Exact Degeneracy of Casimir Energy for $\mathcal{N}=4$ Supersymmetric Yang-Mills Theory on ADE Singularities and S-Duality

Abstract: Classically, the ground states of $\mathcal{N}=4$ supersymmetric Yang-Mills theory on $\mathbb{R}\times S^3/\Gamma$ where $\Gamma$ is a discrete ADE subgroup of $SU(2)$ are represented by flat Wilson lines winding around the ADE singularity. By a duality relating such ground states to WZW conformal blocks, the ground state degeneracy cannot be lifted by quantum corrections. Using the superconformal index, we compute the supersymmetric Casimir energy of each flat Wilson line for $SU(2)$ SYM on different ADE singularities and find that the flat Wilson lines all have the same supersymmetric Casimir energy. We argue that this exact degeneracy is peculiar to $\mathcal{N}=4$ supersymmetry and show that the degeneracy is lifted when the number of supersymmetry is reduced.
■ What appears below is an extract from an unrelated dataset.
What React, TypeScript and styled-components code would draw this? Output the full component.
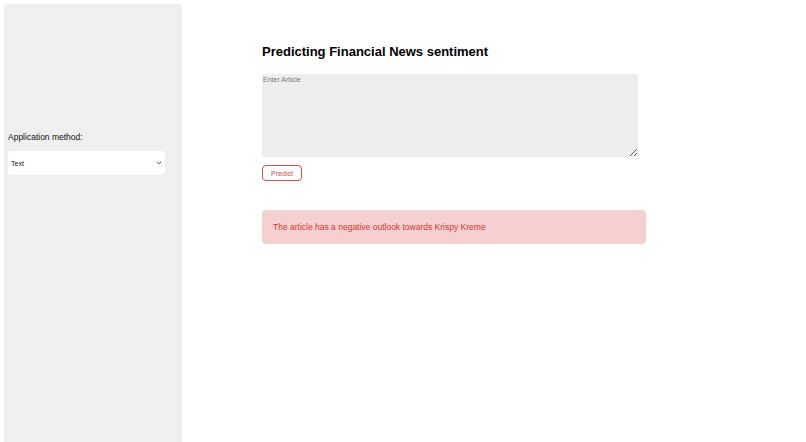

In particular, we uncover a surprising result for the ground state structure of the conformal $\mathcal{N}=2$ $SU(2)$ four-flavor theory on $S^3/\Gamma$. For $\mathcal{N}=4$ SYM, S-duality maps the ground state Wilson lines to ground state t' Hooft lines taking values in the Langlands dual group. We show that the supersymmetric Casimir energy of the t' Hooft line ground states is the same as the Wilson line ground states. This can be viewed as a ground state test of S-duality.